How To Clean Up For The House Cleaner

How To Clean Up For The House Cleaner

The old trope of “cleaning up for the cleaning lady” isn’t entirely silly: While you should leave the real cleaning for the person you’ve hired to clean, you should also tidy up – and maybe even do a few spot-checks. If it’s your cleaner’s first time in your home, you should also have some instructions prepared. It will make both of you much happier.

First, clear out your clutter. If you hired someone to clean your home, and not to organise it, then you owe them a fairly well-organised home to clean. Otherwise, tell them which areas or piles they can ignore. (Or hire a professional organiser.) Feel free to put all your clutter in one room or on one surface, then tell the cleaner to just ignore that space. It’s a trade-off: The more thoroughly you want your place cleaned, the more you need to prepare (or pay).

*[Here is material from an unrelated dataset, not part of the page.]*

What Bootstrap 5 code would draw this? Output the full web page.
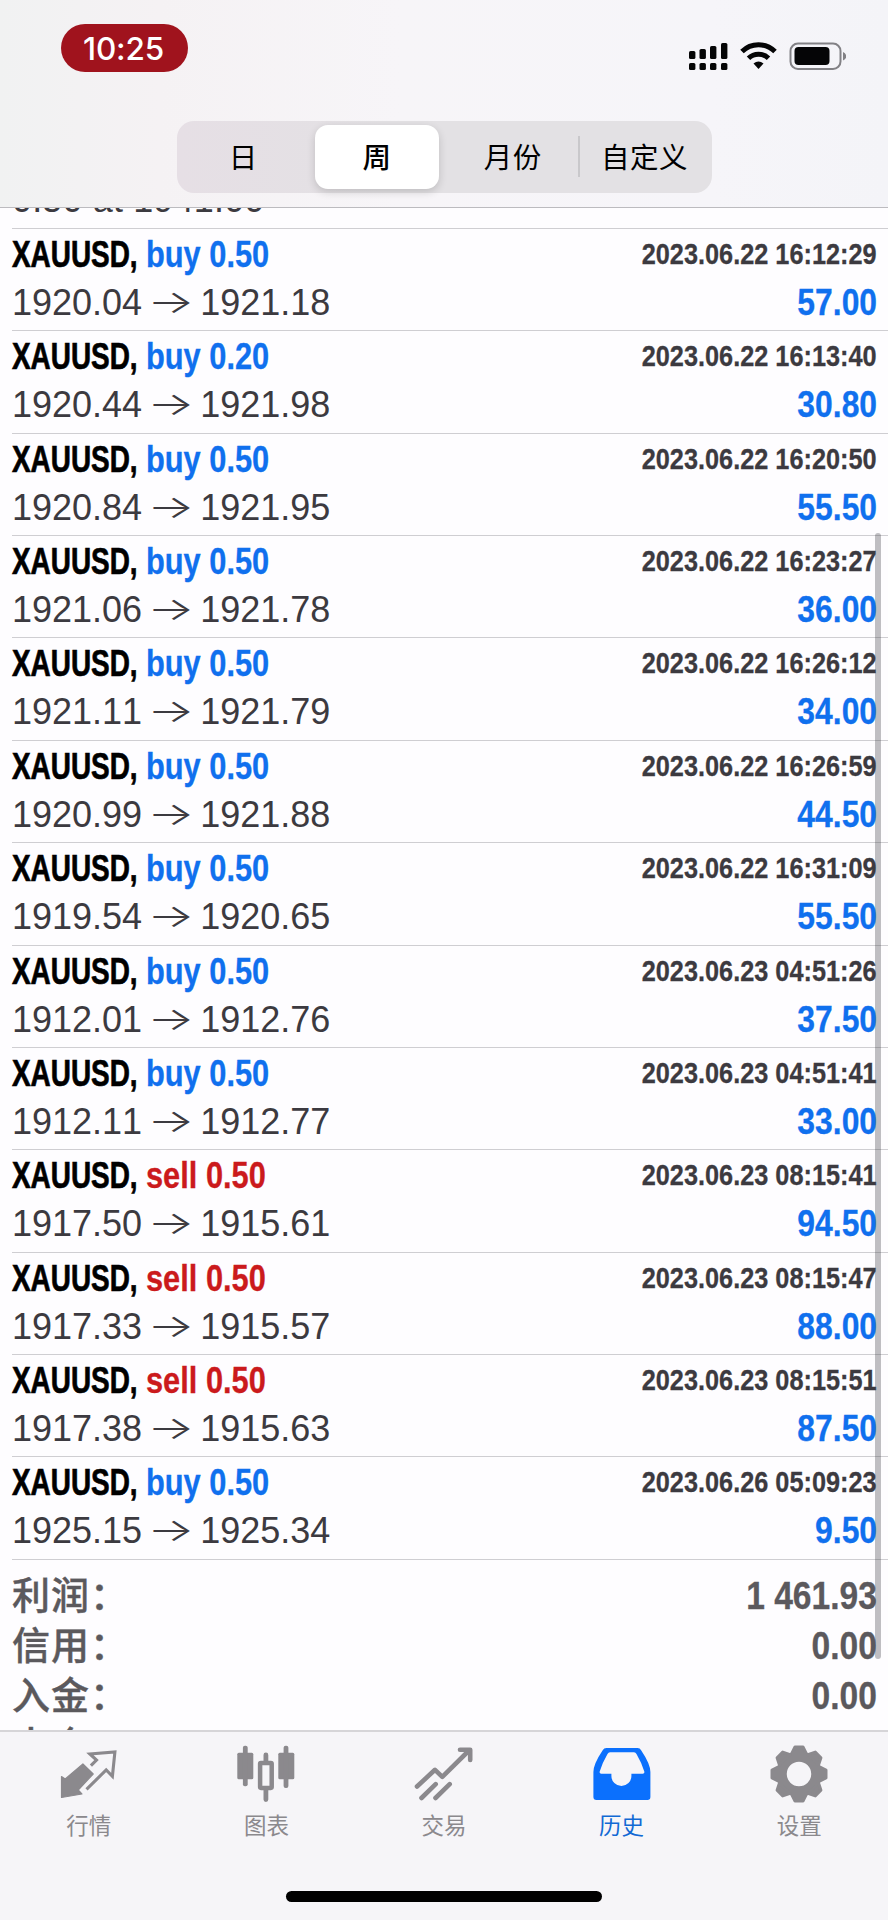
<!DOCTYPE html>
<html lang="zh-CN">
<head>
<meta charset="utf-8">
<meta name="viewport" content="width=device-width, initial-scale=1">
<title>历史</title>
<link href="https://cdn.jsdelivr.net/npm/bootstrap@5.3.0/dist/css/bootstrap.min.css" rel="stylesheet">
<style>
body{background:#fefdff;font-family:"Liberation Sans","Noto Sans CJK SC",sans-serif;color:#000}
.screen{width:888px;height:1920px}
.topbar{height:208px;border-bottom:1px solid #bcbbbf;background:linear-gradient(90deg,#f1f2f2 0,#f5f2f4 18%,#f7f5f8 45%,#f6f5f9 80%,#f4f4f8 100%)}
.statusbar{height:121px;padding:24px 42px 0 61px}
.clock{width:127px;height:48px;background:#a0131d;color:#fff;font:500 31.5px/50px Inter,sans-serif;letter-spacing:-.2px;padding-right:2px}
.status-icons{margin-top:17px}
.segments{width:535px;height:72px;border-radius:17px;background:linear-gradient(90deg,#e6dfe5 0,#e3e1e4 40%,#e3e1e4 100%);font:400 28.5px/70px "Noto Sans CJK SC",sans-serif}
.segments .seg{letter-spacing:.5px}
.seg.active{margin:4px 5px 4px 5px;border-radius:13px;background:#fff;line-height:62px;font-weight:500;box-shadow:0 3px 9px rgba(0,0,0,.16)}
.seg-month{padding-left:4px}
.seg-rule{position:relative}
.seg-rule::before{content:"";position:absolute;left:0;top:15px;width:2px;height:41px;background:#c9c8cb}
.scroll-area{height:1522px;font-kerning:none}
.deal{height:102.36px;margin-left:12px;padding:2px 11px 0 0;border-top:1px solid #cfced2}
.deal > div{height:48px;line-height:48px;white-space:nowrap}
.cond{display:inline-block;font-weight:700;transform-origin:100% 50%;-webkit-text-stroke:.3px currentColor}
.symbol{width:134px;font-size:36px;transform:scaleX(.775);transform-origin:0 50%;font-kerning:normal;-webkit-text-stroke-width:.7px}
.side{font-size:36px;transform:scaleX(.855);transform-origin:0 50%}
.blue{color:#1070ee}.red{color:#cb1a1c}
.stamp{font-size:30px;line-height:46px;color:#3c3a40;transform:scaleX(.843)}
.amount{font-size:36px;transform:scaleX(.885)}
.price{font-size:36px;color:#3c3a40}
.arrow{display:inline-block;width:58px;height:48px;vertical-align:top;line-height:45px;text-align:center;font-family:Inter,sans-serif;font-size:44px;font-weight:300;transform:scale(1.13,.74)}
.cut-row{height:20px;padding-left:12px;line-height:20px;font-size:36px;color:#3c3a40;letter-spacing:.15px}
.cut-row span{display:block;margin-top:-18px}
.totals{margin-left:12px;padding:8px 11px 0 0;border-top:1px solid #cfced2;color:#5b595d}
.totals > div{height:50px;line-height:50px;white-space:nowrap}
.totals .name{font:500 38px/50px "Noto Sans CJK SC",sans-serif;letter-spacing:1px;-webkit-text-stroke:.4px currentColor}
.totals .sum{font-size:38px;line-height:56px;transform:scaleX(.884)}
.thumb{position:absolute;left:875px;top:325px;width:6px;height:1126px;border-radius:3px;background:rgba(60,58,64,.32)}
.tabbar{height:190px;border-top:2px solid #d6d5d8;background:#f6f5f8}
.tab{color:#8b898d;font:400 22.5px/32px "Noto Sans CJK SC",sans-serif;padding-top:12px}
.tab svg{display:block;width:64px;height:64px}
.tab.active{color:#0b70fd}
.tab.active span{color:#1169d4}
.home{width:316px;height:11px;margin-top:51px;background:#000}
</style>
</head>
<body>
<div class="screen d-flex flex-column overflow-hidden">
  <header class="topbar flex-shrink-0">
    <div class="statusbar d-flex justify-content-between align-items-start">
      <div class="clock rounded-pill text-center">10:25</div>
      <svg class="status-icons" width="158" height="32" viewBox="0 0 158 32">
        <g fill="#050506"><rect x="1" y="10" width="6.4" height="8" rx="1.6"/><rect x="11.5" y="8" width="6.4" height="10" rx="1.6"/><rect x="22" y="5" width="6.4" height="13" rx="1.6"/><rect x="33" y="2" width="6.4" height="16" rx="1.6"/><rect x="1" y="22" width="6.4" height="7" rx="1.6"/><rect x="11.5" y="22" width="6.4" height="7" rx="1.6"/><rect x="22" y="22" width="6.4" height="7" rx="1.6"/><rect x="33" y="22" width="6.4" height="7" rx="1.6"/></g>
        <g fill="none" stroke="#050506" stroke-width="5"><path d="M54 10.500a23.500 23.500 0 0 1 33 0"/><path d="M60.500 17.200a14.500 14.500 0 0 1 20 0"/></g>
        <path d="M65.500 22.500q5-4 10 0l-5 5.500z" fill="#050506"/>
        <rect x="102.500" y="2.500" width="50" height="25.500" rx="7.500" fill="none" stroke="#828185" stroke-width="2"/>
        <rect x="106.500" y="6" width="35" height="18" rx="4" fill="#050506"/><path d="M155 11q3.200 1.500 3.200 4.500t-3.200 4z" fill="#828185"/>
      </svg>
    </div>
    <div class="segments d-flex mx-auto text-center">
      <div class="seg col-3">日</div>
      <div class="seg active flex-fill">周</div>
      <div class="seg seg-month col-3">月份</div>
      <div class="seg seg-rule col-3">自定义</div>
    </div>
  </header>
  <main class="scroll-area position-relative overflow-hidden flex-shrink-0">
    <div class="cut-row overflow-hidden"><span>0.50 at 1941.00</span></div>
    <div id="deals"></div>
    <div class="totals" id="totals"></div>
    <div class="thumb"></div>
  </main>
  <nav class="tabbar flex-shrink-0">
    <div class="d-flex">
      <div class="tab flex-fill w-100 d-flex flex-column align-items-center">
        <svg viewBox="0 0 64 64"><path d="M4.500 32.500l3.700 2.500L25.900 20 36.200 30 21.200 46l3.700 4-20.400 3.500z" fill="currentColor" stroke="currentColor" stroke-width="1.200" stroke-linejoin="round"/><path d="M33.900 21.700l5.600-5.700-6.600-6L57.900 8l-2.500 24.300-6.200-6.300-19.700 19.300" fill="none" stroke="currentColor" stroke-width="3.100"/></svg>
        <span>行情</span></div>
      <div class="tab flex-fill w-100 d-flex flex-column align-items-center">
        <svg viewBox="0 0 64 64" fill="currentColor"><rect x="3.300" y="8.700" width="16" height="26.500" rx="1.500"/><rect x="8.900" y="1.700" width="4.800" height="40.600" rx="2"/><rect x="44.300" y="8.700" width="16" height="26.500" rx="1.500"/><rect x="49.600" y="1.700" width="4.800" height="42.300" rx="2"/><rect x="26.100" y="18.900" width="11.600" height="25" rx=".8" fill="none" stroke="currentColor" stroke-width="4.500"/><path d="M29.500 18v-7a2.400 2.400 0 0 1 4.800 0v7zM29.500 45v10.500a2.400 2.400 0 0 0 4.800 0V45z"/></svg>
        <span>图表</span></div>
      <div class="tab flex-fill w-100 d-flex flex-column align-items-center">
        <svg viewBox="0 0 64 64" fill="none" stroke="currentColor" stroke-width="4.600" stroke-linecap="round" stroke-linejoin="round"><path d="M5 42.500l18-16.700 7.300 7L57.500 6M48 5.700h10.200V16M9.500 54l14.200-13.800M23.500 54l14.200-13.800"/></svg>
        <span>交易</span></div>
      <div class="tab active flex-fill w-100 d-flex flex-column align-items-center">
        <svg viewBox="0 0 64 64" fill="currentColor" fill-rule="evenodd"><path d="M16.500 4h31q2.500 0 3.600 2.200Q60.400 20 60.400 28v25q0 3-3 3h-51q-3 0-3-3V28q0-8 9.300-21.800Q13.900 4 16.500 4zM20 8.300q-1.600 0-2.500 1.700-5 8.500-7.800 17.500-.5 2.200 1.500 2.200H21.400v2.300a10 10 0 0 0 20 0v-2.300h11.400q2 0 1.500-2.200Q51.500 18.500 46.500 10q-.9-1.700-2.500-1.700z"/></svg>
        <span>历史</span></div>
      <div class="tab flex-fill w-100 d-flex flex-column align-items-center">
        <svg viewBox="-32 -30 64 64"><circle r="17.500" fill="none" stroke="currentColor" stroke-width="10.500"/><g fill="currentColor" stroke="currentColor" stroke-width="3" stroke-linejoin="round"><path id="tooth" d="M-7.500-20l3.500-7h8l3.500 7z"/><use href="#tooth" transform="rotate(45)"/><use href="#tooth" transform="rotate(90)"/><use href="#tooth" transform="rotate(135)"/><use href="#tooth" transform="rotate(180)"/><use href="#tooth" transform="rotate(225)"/><use href="#tooth" transform="rotate(270)"/><use href="#tooth" transform="rotate(315)"/></g></svg>
        <span>设置</span></div>
    </div>
    <div class="home rounded-pill mx-auto"></div>
  </nav>
</div>
<script src="https://cdn.jsdelivr.net/npm/bootstrap@5.3.0/dist/js/bootstrap.bundle.min.js"></script>
<script>
const deals = [
  ["buy","0.50","1920.04","1921.18","2023.06.22 16:12:29","57.00"],
  ["buy","0.20","1920.44","1921.98","2023.06.22 16:13:40","30.80"],
  ["buy","0.50","1920.84","1921.95","2023.06.22 16:20:50","55.50"],
  ["buy","0.50","1921.06","1921.78","2023.06.22 16:23:27","36.00"],
  ["buy","0.50","1921.11","1921.79","2023.06.22 16:26:12","34.00"],
  ["buy","0.50","1920.99","1921.88","2023.06.22 16:26:59","44.50"],
  ["buy","0.50","1919.54","1920.65","2023.06.22 16:31:09","55.50"],
  ["buy","0.50","1912.01","1912.76","2023.06.23 04:51:26","37.50"],
  ["buy","0.50","1912.11","1912.77","2023.06.23 04:51:41","33.00"],
  ["sell","0.50","1917.50","1915.61","2023.06.23 08:15:41","94.50"],
  ["sell","0.50","1917.33","1915.57","2023.06.23 08:15:47","88.00"],
  ["sell","0.50","1917.38","1915.63","2023.06.23 08:15:51","87.50"],
  ["buy","0.50","1925.15","1925.34","2023.06.26 05:09:23","9.50"]
];
document.getElementById("deals").innerHTML = deals.map(([side, lot, open, close, time, profit]) => `
  <div class="deal">
    <div class="d-flex"><span class="cond symbol">XAUUSD,</span><span class="cond side ${side === "buy" ? "blue" : "red"}">${side} ${lot}</span><span class="cond stamp ms-auto">${time}</span></div>
    <div class="d-flex justify-content-between"><span class="price">${open}<span class="arrow">→</span>${close}</span><span class="cond amount blue">${profit}</span></div>
  </div>`).join("");
document.getElementById("totals").innerHTML = [["利润","1 461.93"],["信用","0.00"],["入金","0.00"],["出金",""]].map(([name, sum]) =>
  `<div class="d-flex justify-content-between"><span class="name">${name}：</span><span class="cond sum">${sum}</span></div>`).join("");
</script>
</body>
</html>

Next, clean a little: Anything especially fragile, or at least anything you don’t trust your cleaner to properly handle. Anything that’s easy, like disposable coffee cups sitting out. (That’s just respectful.) And anything that you’ve agreed the cleaner isn’t responsible for. I like to wash the dishes myself, so I take care of them before the cleaner arrives. The cleaner’s visit has become a deadline for a household chore – a feature, not a bug.

If you don’t know where to draw the line between your job and the cleaner’s, write out two lists: one of the cleaning tasks you wish someone would do for you, and one of the tasks you like to do yourself. You can show that to your cleaner, ideally while you’re still discussing their time commitment and their fee.

The first time your cleaner comes to your home, it’s best for you to go through the whole place and talk out the process face to face. Failing that, write out your instructions, and don’t get mad if it takes a few visits to get things right. Working around someone’s home, learning what to change and what not to, is a complex task, and you won’t know how much you care about certain things until your old GQ issues go missing or your makeup shelf is all out of order.

Stuff will get moved around. Dishes might end up in weird places, or towels might get thrown in the laundry before you were ready. It all depends on how much you’re asking of your cleaner, and how much you communicate with them. Don’t be afraid to politely ask your cleaner to change something. (If you’re asking them to spend significantly more time on the job, pay them accordingly.)

Your cleaner might never learn where every little thing belongs. I have a little bird statue in my home, and every time she visits, my house cleaner carefully adjusts it incorrectly, because she thinks it’s a person with a hat. Since I can go months without seeing the cleaner in person, that misplaced tchotchke has been a pleasant reminder that she’s been around. That and the unbelievably well-made bed.